The authors tackled the problem of connecting deep convolutional neural networks to Gaussian processes by showing that a CNN with appropriate priors becomes a Gaussian process in the limit of infinitely many filters, and they demonstrated this with a kernel equivalent to a 32-layer ResNet achieving 0.84% classification error on MNIST, setting a new record for GPs with comparable parameters.

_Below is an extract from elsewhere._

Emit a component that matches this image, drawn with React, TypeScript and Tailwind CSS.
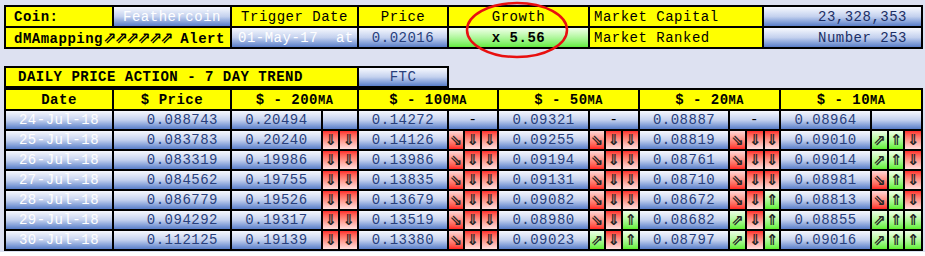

We show that the output of a (residual) convolutional neural network (CNN) with an appropriate prior over the weights and biases is a Gaussian process (GP) in the limit of infinitely many convolutional filters, extending similar results for dense networks. For a CNN, the equivalent kernel can be computed exactly and, unlike "deep kernels", has very few parameters: only the hyperparameters of the original CNN. Further, we show that this kernel has two properties that allow it to be computed efficiently; the cost of evaluating the kernel for a pair of images is similar to a single forward pass through the original CNN with only one filter per layer. The kernel equivalent to a 32-layer ResNet obtains 0.84% classification error on MNIST, a new record for GPs with a comparable number of parameters.